Munkácsy's works are kept at the National History and Art Museum and the City of Luxembourg Museum in Luxembourg, at the Museum and the National Gallery in Budapest, as well as in numerous private collections.
Munkácsy died at Endenich, near Bonn, in 1900.
These two stamps promote awareness of the need for cooperation between the various ethnic communities within Luxembourg.
The first stamp, the winner of a nationwide design contest for students, is the work of Michèle Dockendorf. The second stamp shows L'Abbraccio, a bronze statue by Luxembourg artist Marie-Josée Kerschen which was completed in 1992 on the occasion of the centenary of the arrival of the first Italian immigrants.

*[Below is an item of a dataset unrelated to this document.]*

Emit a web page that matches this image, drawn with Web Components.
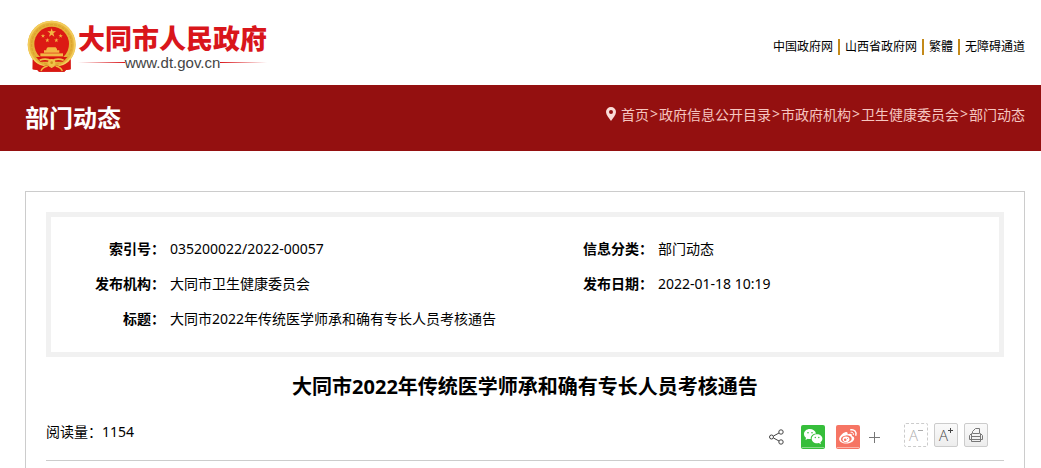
<!DOCTYPE html>
<html lang="zh-CN">
<head>
  <meta charset="UTF-8">
  <meta name="viewport" content="width=device-width, initial-scale=1.0">
  <title>大同市2022年传统医学师承和确有专长人员考核通告</title>
  <style>
    body {
      margin: 0;
      min-height: 100vh;
      display: flex;
      flex-direction: column;
      background: #fff;
      color: #000;
      font-family: "Noto Sans", "Noto Sans CJK SC", sans-serif;
      font-size: 14px;
    }
  </style>
</head>
<body>

  <site-header>
    <site-logo slot="logo" url="www.dt.gov.cn">大同市人民政府</site-logo>
    <a href="#gov">中国政府网</a>
    <a href="#shanxi">山西省政府网</a>
    <a href="#hant">繁體</a>
    <a href="#access">无障碍通道</a>
  </site-header>

  <page-banner>
    <span slot="title">部门动态</span>
    <a href="#home">首页</a>
    <a href="#catalog">政府信息公开目录</a>
    <a href="#org">市政府机构</a>
    <a href="#health">卫生健康委员会</a>
    <a href="#news">部门动态</a>
  </page-banner>

  <article-card>
    <info-table>
      <info-item label="索引号：">035200022/2022-00057</info-item>
      <info-item label="信息分类：">部门动态</info-item>
      <info-item label="发布机构：">大同市卫生健康委员会</info-item>
      <info-item label="发布日期：">2022-01-18 10:19</info-item>
      <info-item label="标题：" wide>大同市2022年传统医学师承和确有专长人员考核通告</info-item>
    </info-table>
    <span slot="title">大同市2022年传统医学师承和确有专长人员考核通告</span>
    <span slot="views">阅读量：1154</span>
    <share-bar slot="tools"></share-bar>
    <font-tools slot="tools"></font-tools>
  </article-card>

  <!-- 页头 -->
  <template id="site-header-template">
    <style>
      :host {
        display: flex;
        justify-content: space-between;
        align-items: flex-start;
        box-sizing: border-box;
        height: 85px;
        padding: 20px 16px 0 27px;
      }
      nav {
        display: flex;
        align-items: center;
        gap: 5px;
        padding-top: 18px;
        font-size: 12px;
        line-height: 18px;
      }
      ::slotted(a) {
        color: #000;
        text-decoration: none;
        white-space: nowrap;
      }
      ::slotted(a:not(:last-child)) {
        padding-right: 5px;
        border-right: 2px solid #c48a1a;
        line-height: 16px;
      }
    </style>
    <slot name="logo"></slot>
    <nav aria-label="站点链接"><slot></slot></nav>
  </template>

  <!-- 国徽与站名 -->
  <template id="site-logo-template">
    <style>
      :host {
        display: flex;
        gap: 1px;
      }
      svg {
        display: block;
        flex: none;
      }
      .text {
        padding-top: 5px;
      }
      .name {
        color: #d9161b;
        font-family: "Liberation Sans", "Noto Sans CJK SC", sans-serif;
        font-size: 27px;
        font-weight: 900;
        line-height: 30px;
        white-space: nowrap;
      }
      .url {
        display: flex;
        align-items: center;
        color: #444;
        font-family: "Liberation Sans", sans-serif;
        font-size: 15px;
        line-height: 15px;
      }
      .url::before,
      .url::after {
        content: "";
        flex: 1;
        height: 1px;
        background: linear-gradient(to right, #fff, #d9161b);
      }
      .url::after {
        background: linear-gradient(to left, #fff, #d9161b);
      }
    </style>
    <svg width="50" height="52" viewBox="36 30 150 156" aria-hidden="true">
      <path fill="#d01a14" d="M54 136l-1 42 14 2 5 5h76l5-5 14-2-1-42z"/>
      <circle cx="110" cy="104" r="72" fill="#e6b23a"/>
      <circle cx="110" cy="104" r="69" fill="none" stroke="#f3cd5c" stroke-width="5"/>
      <circle cx="110" cy="104" r="60" fill="none" stroke="#dba52e" stroke-width="4" stroke-dasharray="9 3"/>
      <circle cx="110" cy="102" r="52" fill="#dc1a14"/>
      <g fill="#f3b743">
        <path d="M110 55l3 9h10l-8 6 3 10-8-6-8 6 3-10-8-6h10z"/>
        <path id="star" d="M84 71l1.500 4.500h5l-4 3 1.500 5-4-3-4 3 1.500-5-4-3h5z"/>
        <use href="#star" x="13" y="13"/>
        <use href="#star" x="40" y="13"/>
        <use href="#star" x="53"/>
        <path d="M94 117l4-5h24l4 5v4h7v7H87v-7h7z"/>
        <path d="M76 130h68v9H76z"/>
      </g>
      <path fill="#d8150f" d="M63 141h94l-13 14H76z"/>
      <path fill="none" stroke="#f0c24a" stroke-width="5" d="M74 151q20-9 36 3 16-12 36-3"/>
      <path fill="#d91812" d="M53 148q10 16 33 20l10-2 14 8 14-8 10 2q23-4 33-20v30l-14 2-5 5H72l-5-5-14-2z"/>
      <circle cx="110" cy="158" r="11" fill="#f0c348"/>
      <circle cx="110" cy="158" r="4" fill="#d3941d"/>
      <path fill="none" stroke="#efbd3c" stroke-width="4" d="M78 183q4-11 20-15m44 15q-4-11-20-15"/>
    </svg>
    <div class="text">
      <div class="name"><slot></slot></div>
      <div class="url"><span></span></div>
    </div>
  </template>

  <!-- 栏目横幅 -->
  <template id="page-banner-template">
    <style>
      :host {
        display: flex;
        justify-content: space-between;
        box-sizing: border-box;
        height: 66px;
        padding: 0 16px 0 25px;
        background: #941010;
        color: #fff;
      }
      h2 {
        margin: 0;
        font-size: 24px;
        line-height: 66px;
        white-space: nowrap;
      }
      nav {
        display: flex;
        align-items: center;
        height: 58px;
        color: #f6c6c0;
        white-space: nowrap;
      }
      svg {
        margin-right: 5px;
      }
      ::slotted(a) {
        color: inherit;
        text-decoration: none;
      }
      .crumbs {
        display: flex;
      }
      .sep {
        margin: 0 1px;
      }
    </style>
    <h2><slot name="title"></slot></h2>
    <nav aria-label="当前位置">
      <svg width="10" height="14" viewBox="0 0 10 14" aria-hidden="true">
        <path fill="#fbdcd8" fill-rule="evenodd" d="M5 0a5 5 0 0 1 5 5c0 3-3 6-5 9C3 11 0 8 0 5a5 5 0 0 1 5-5zm0 3a2 2 0 1 0 0 4 2 2 0 0 0 0-4z"/>
      </svg>
      <div class="crumbs"></div>
    </nav>
  </template>

  <!-- 正文卡片 -->
  <template id="article-card-template">
    <style>
      :host {
        display: block;
        flex: 1;
        margin: 40px 16px 0 25px;
        padding: 20px 20px 0;
        border: 1px solid #ccc;
        border-bottom: 0;
      }
      h1 {
        margin: 0;
        font-size: 20px;
        line-height: 60px;
        text-align: center;
      }
      .meta {
        display: flex;
        align-items: flex-start;
        min-height: 43px;
        padding-right: 16px;
        border-bottom: 1px solid #ccc;
      }
      .views {
        flex: 1;
        line-height: 30px;
      }
    </style>
    <slot></slot>
    <h1><slot name="title"></slot></h1>
    <div class="meta">
      <div class="views"><slot name="views"></slot></div>
      <slot name="tools"></slot>
    </div>
  </template>

  <!-- 信息表 -->
  <template id="info-table-template">
    <style>
      :host {
        display: grid;
        grid-template-columns: 488fr 460fr;
        padding: 14px 0 16px;
        border: 5px solid #f1f1f1;
      }
      ::slotted([wide]) {
        grid-column: 1 / -1;
      }
    </style>
    <slot></slot>
  </template>

  <template id="info-item-template">
    <style>
      :host {
        display: flex;
        gap: 5px;
        line-height: 35px;
      }
      b {
        flex: none;
        width: 114px;
        text-align: right;
      }
    </style>
    <b></b>
    <span><slot></slot></span>
  </template>

  <!-- 分享 -->
  <template id="share-bar-template">
    <style>
      :host {
        display: flex;
        align-items: center;
        padding: 8px 24px 0 0;
      }
      button {
        display: block;
        padding: 0;
        border: 0;
        background: none;
        cursor: pointer;
      }
      svg {
        display: block;
      }
      .share {
        margin-right: 17px;
      }
      .weibo {
        margin: 0 9px 0 11px;
      }
    </style>
    <button class="share" aria-label="分享">
      <svg width="15" height="16" viewBox="0 0 15 16" fill="none" stroke="#444">
        <path d="M4.500 7l5.500-3M4.500 9l5.500 3"/>
        <circle cx="2.500" cy="8" r="2"/>
        <circle cx="12" cy="3" r="2.200"/>
        <circle cx="12" cy="13" r="2.200"/>
      </svg>
    </button>
    <button aria-label="微信">
      <svg width="24" height="24" viewBox="0 0 24 24">
        <rect width="24" height="24" rx="2" fill="#36be3b"/>
        <path stroke="#8bd98c" d="M1 22.500h22"/>
        <path fill="#fff" d="M8.800 4C5.500 4 3 6.200 3 9c0 1.600.8 2.900 2 3.800L4.500 15l2.300-1.200c.7.200 1.300.3 2 .2h1C9.300 11 12 8.500 15 8.400 14.300 5.800 11.800 4 8.800 4z"/>
        <path fill="#fff" d="M16 9.300c-3 0-5.300 2-5.300 4.500s2.300 4.500 5.300 4.500c.7 0 1.200-.1 1.800-.3l2.200 1.200-.6-1.900c1.200-.8 2-2 2-3.500 0-2.500-2.400-4.500-5.400-4.500z"/>
        <g fill="#36be3b">
          <circle cx="7" cy="7.700" r="0.800"/><circle cx="11" cy="7.700" r="0.800"/>
          <circle cx="14.300" cy="12.500" r="0.700"/><circle cx="17.800" cy="12.500" r="0.700"/>
        </g>
      </svg>
    </button>
    <button class="weibo" aria-label="微博">
      <svg width="24" height="24" viewBox="0 0 24 24">
        <rect width="24" height="24" rx="2" fill="#f67564"/>
        <path stroke="#fbb5ab" d="M1 22.500h22"/>
        <path fill="#fff" d="M9.800 7c1.500-.4 2.200.6 1.700 2.300 2.400-1 5-.8 4.400 1.700 2 .6 2.600 1.700 2.300 3-.6 2.700-4 4.600-8 4.600-4 0-7-1.900-7-4.600C3.200 11.500 6.500 7.900 9.800 7z"/>
        <ellipse cx="10.300" cy="14" rx="5.400" ry="3.600" fill="#f67564" transform="rotate(-6 10 14)"/>
        <ellipse cx="10" cy="14.200" rx="3.400" ry="2.800" fill="#fff"/>
        <circle cx="9.200" cy="14.700" r="1.300" fill="#f67564"/>
        <circle cx="11.500" cy="13.400" r="0.500" fill="#f67564"/>
        <g fill="none" stroke="#fff" stroke-linecap="round">
          <path stroke-width="1.400" d="M14.800 4.800c3.500-.7 6 2 5 5.400"/>
          <path d="M15 7.200c1.600-.3 2.800.9 2.400 2.400"/>
        </g>
      </svg>
    </button>
    <button aria-label="更多">
      <svg width="11" height="11" viewBox="0 0 11 11" stroke="#777">
        <path d="M5.500 0v11M0 5.500h11"/>
      </svg>
    </button>
  </template>

  <!-- 字号与打印 -->
  <template id="font-tools-template">
    <style>
      :host {
        display: flex;
        gap: 6px;
        padding-top: 6px;
      }
      button {
        display: flex;
        align-items: center;
        justify-content: center;
        box-sizing: border-box;
        width: 24px;
        height: 24px;
        padding: 0;
        border: 1px solid #ccc;
        border-radius: 2px;
        background: linear-gradient(#fafafa, #ededed);
        color: #444;
        font-family: "Open Sans", sans-serif;
        font-size: 15px;
        font-weight: 300;
        line-height: 22px;
        cursor: pointer;
      }
      .smaller {
        border-style: dashed;
        background: #fff;
        color: #aaa;
      }
      .sign {
        align-self: flex-start;
        margin-top: 4px;
      }
    </style>
    <button class="smaller" aria-label="缩小字号">A<svg class="sign" width="5" height="5" viewBox="0 0 5 5" stroke="currentColor"><path d="M0 2.500h5"/></svg></button>
    <button aria-label="放大字号">A<svg class="sign" width="5" height="5" viewBox="0 0 5 5" stroke="currentColor"><path d="M0 2.500h5M2.500 0v5"/></svg></button>
    <button aria-label="打印">
      <svg width="14" height="14" viewBox="0 0 14 14" fill="none" stroke="#777">
        <path d="M3.500 5.500v-2l3-3h4v5M3.500 5.500h7M2.500 5.500l-2 2v4h2M11.500 5.500l2 2v4h-2M2.500 5.500v8h9v-8M2.500 8.500h9M2.500 11.500h9"/>
      </svg>
    </button>
  </template>

  <script>
    (function () {
      // 公共基类：克隆同名模板到 shadow root
      class BaseElement extends HTMLElement {
        constructor () {
          super()
          const template = document.getElementById(this.localName + '-template')
          this.attachShadow({ mode: 'open' }).appendChild(template.content.cloneNode(true))
        }
      }

      class SiteHeader extends BaseElement {}

      class SiteLogo extends BaseElement {
        connectedCallback () {
          this.shadowRoot.querySelector('.url span').textContent = this.getAttribute('url')
        }
      }

      // 面包屑：每个链接放入独立插槽，中间加分隔符
      class PageBanner extends BaseElement {
        connectedCallback () {
          const crumbs = this.shadowRoot.querySelector('.crumbs')
          crumbs.innerHTML = ''
          this.querySelectorAll('a').forEach((link, i) => {
            if (i > 0) {
              const sep = document.createElement('span')
              sep.className = 'sep'
              sep.textContent = '>'
              crumbs.appendChild(sep)
            }
            const slot = document.createElement('slot')
            slot.name = link.slot = 'crumb-' + i
            crumbs.appendChild(slot)
          })
        }
      }

      class ArticleCard extends BaseElement {}
      class InfoTable extends BaseElement {}

      class InfoItem extends BaseElement {
        connectedCallback () {
          this.shadowRoot.querySelector('b').textContent = this.getAttribute('label')
        }
      }

      class ShareBar extends BaseElement {}
      class FontTools extends BaseElement {}

      // 注册组件
      customElements.define('site-header', SiteHeader)
      customElements.define('site-logo', SiteLogo)
      customElements.define('page-banner', PageBanner)
      customElements.define('article-card', ArticleCard)
      customElements.define('info-table', InfoTable)
      customElements.define('info-item', InfoItem)
      customElements.define('share-bar', ShareBar)
      customElements.define('font-tools', FontTools)
    })()
  </script>
</body>
</html>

These stamps highlight the need to protect three endangered species in the mustelidae family -- the badger, the polecat, and the otter. The otter is now nearly extinct in Luxembourg and the polecat's numbers are rapidly decreasing because of lack of rabbit prey. The badger's population is now slowly increasing because they have been protected since 1984.
The Registration and Property Administration was founded in 1795 and was charged with the collection of property transaction taxes and the administration of government property. Since 1970 it has been responsible for the collection of value-added taxes (VATs).
Four trees native to Luxembourg are pictured on the stamps of this semipostal set for the benefit of charity:
This stamp shows an icon, a religious painting on wood, created by the Swedish-born artist Eva Mathes-Bengtsson.
Jean the Blind, perhaps the most famous of the medieval counts of Luxembourg, was born in Luxembourg in 1296. He succeeded his father Henri VII as Count of Luxembourg in 1310 and became King of Bohemia in 1311. He was renowned as an aggressive warrior and died a hero in the battle at Crécy in 1346 while helping defend the French from attacks by the British. Since 1946 his mortal remains have rested in the Luxembourg cathedral.